§ **WHAT THE TASK REQUIRES**: Quote all of the data exactly as given. Skip every picture it contains.

==*==

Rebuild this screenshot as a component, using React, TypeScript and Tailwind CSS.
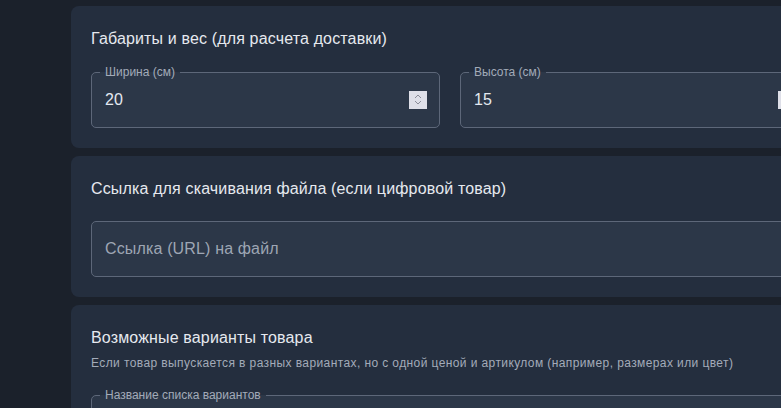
import React from "react";

const font = { fontFamily: '"Liberation Sans", Arial, sans-serif' };

function Spinner() {
  return (
    <div className="w-[18px] h-[18px] bg-[#dedfe8] flex flex-col items-center justify-center gap-[1px] shrink-0">
      <svg width="8" height="5" viewBox="0 0 8 5" fill="none">
        <path d="M1 4 L4 1 L7 4" stroke="#8a8c98" strokeWidth="1" />
      </svg>
      <svg width="8" height="5" viewBox="0 0 8 5" fill="none">
        <path d="M1 1 L4 4 L7 1" stroke="#8a8c98" strokeWidth="1" />
      </svg>
    </div>
  );
}

function NumberField({ label, value }: { label: string; value: string }) {
  return (
    <fieldset className="w-[349px] h-[62px] border border-[#5d6779] rounded-[5px] bg-[#2c3748] pl-[8px] pr-[12px] m-0 min-w-0">
      <legend className="px-[5px] text-[12px] leading-[12px] text-[#a3abb9]">{label}</legend>
      <div className="h-[49px] flex items-center pl-[5px] pb-[6px]">
        <span className="flex-1 text-[16px] tracking-[0.15px] text-[#e3e8f0]">{value}</span>
        <Spinner />
      </div>
    </fieldset>
  );
}

export default function App() {
  return (
    <div className="w-[781px] h-[408px] overflow-hidden bg-[#1b212b] pl-[71px] pt-[6px]" style={font}>
      <div className="w-[758px] flex flex-col gap-[8px]">
        <div className="bg-[#242e3e] rounded-[8px] px-5 pt-5 pb-5">
          <div className="h-[26px] leading-[26px] text-[16px] tracking-[0.15px] text-[#e6e9ef]">
            Габариты и вес (для расчета доставки)
          </div>
          <div className="mt-[14px] flex gap-5">
            <NumberField label="Ширина (см)" value="20" />
            <NumberField label="Высота (см)" value="15" />
          </div>
        </div>

        <div className="bg-[#242e3e] rounded-[8px] px-5 pt-5 pb-5">
          <div className="h-[26px] leading-[26px] text-[16px] tracking-[0.15px] text-[#e6e9ef]">
            Ссылка для скачивания файла (если цифровой товар)
          </div>
          <div className="mt-[19px] h-[56px] border border-[#5d6779] rounded-[5px] bg-[#2c3748] flex items-center px-[13px]">
            <span className="text-[16px] tracking-[0.15px] text-[#9ea6b4]">Ссылка (URL) на файл</span>
          </div>
        </div>

        <div className="bg-[#242e3e] rounded-[8px] px-5 pt-5 pb-5">
          <div className="h-[26px] leading-[26px] text-[16px] tracking-[0.15px] text-[#e6e9ef]">
            Возможные варианты товара
          </div>
          <div className="mt-[3px] h-[18px] leading-[18px] text-[12px] tracking-[0.4px] text-[#a3abb9]">
            Если товар выпускается в разных вариантах, но с одной ценой и артикулом (например, размерах или цвет)
          </div>
          <fieldset className="mt-[17px] h-[62px] border border-[#5d6779] rounded-[5px] bg-[#2c3748] pl-[8px] pr-[12px] m-0 min-w-0">
            <legend className="px-[5px] text-[12px] leading-[12px] text-[#a3abb9]">Название списка вариантов</legend>
          </fieldset>
        </div>
      </div>
    </div>
  );
}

==*==

§ **RESULT**:
Rebuild this screenshot as a component, using React, TypeScript and Tailwind CSS.
import React from "react";

const font = { fontFamily: '"Liberation Sans", Arial, sans-serif' };

function Spinner() {
  return (
    <div className="w-[18px] h-[18px] bg-[#dedfe8] flex flex-col items-center justify-center gap-[1px] shrink-0">
      <svg width="8" height="5" viewBox="0 0 8 5" fill="none">
        <path d="M1 4 L4 1 L7 4" stroke="#8a8c98" strokeWidth="1" />
      </svg>
      <svg width="8" height="5" viewBox="0 0 8 5" fill="none">
        <path d="M1 1 L4 4 L7 1" stroke="#8a8c98" strokeWidth="1" />
      </svg>
    </div>
  );
}

function NumberField({ label, value }: { label: string; value: string }) {
  return (
    <fieldset className="w-[349px] h-[62px] border border-[#5d6779] rounded-[5px] bg-[#2c3748] pl-[8px] pr-[12px] m-0 min-w-0">
      <legend className="px-[5px] text-[12px] leading-[12px] text-[#a3abb9]">{label}</legend>
      <div className="h-[49px] flex items-center pl-[5px] pb-[6px]">
        <span className="flex-1 text-[16px] tracking-[0.15px] text-[#e3e8f0]">{value}</span>
        <Spinner />
      </div>
    </fieldset>
  );
}

export default function App() {
  return (
    <div className="w-[781px] h-[408px] overflow-hidden bg-[#1b212b] pl-[71px] pt-[6px]" style={font}>
      <div className="w-[758px] flex flex-col gap-[8px]">
        <div className="bg-[#242e3e] rounded-[8px] px-5 pt-5 pb-5">
          <div className="h-[26px] leading-[26px] text-[16px] tracking-[0.15px] text-[#e6e9ef]">
            Габариты и вес (для расчета доставки)
          </div>
          <div className="mt-[14px] flex gap-5">
            <NumberField label="Ширина (см)" value="20" />
            <NumberField label="Высота (см)" value="15" />
          </div>
        </div>

        <div className="bg-[#242e3e] rounded-[8px] px-5 pt-5 pb-5">
          <div className="h-[26px] leading-[26px] text-[16px] tracking-[0.15px] text-[#e6e9ef]">
            Ссылка для скачивания файла (если цифровой товар)
          </div>
          <div className="mt-[19px] h-[56px] border border-[#5d6779] rounded-[5px] bg-[#2c3748] flex items-center px-[13px]">
            <span className="text-[16px] tracking-[0.15px] text-[#9ea6b4]">Ссылка (URL) на файл</span>
          </div>
        </div>

        <div className="bg-[#242e3e] rounded-[8px] px-5 pt-5 pb-5">
          <div className="h-[26px] leading-[26px] text-[16px] tracking-[0.15px] text-[#e6e9ef]">
            Возможные варианты товара
          </div>
          <div className="mt-[3px] h-[18px] leading-[18px] text-[12px] tracking-[0.4px] text-[#a3abb9]">
            Если товар выпускается в разных вариантах, но с одной ценой и артикулом (например, размерах или цвет)
          </div>
          <fieldset className="mt-[17px] h-[62px] border border-[#5d6779] rounded-[5px] bg-[#2c3748] pl-[8px] pr-[12px] m-0 min-w-0">
            <legend className="px-[5px] text-[12px] leading-[12px] text-[#a3abb9]">Название списка вариантов</legend>
          </fieldset>
        </div>
      </div>
    </div>
  );
}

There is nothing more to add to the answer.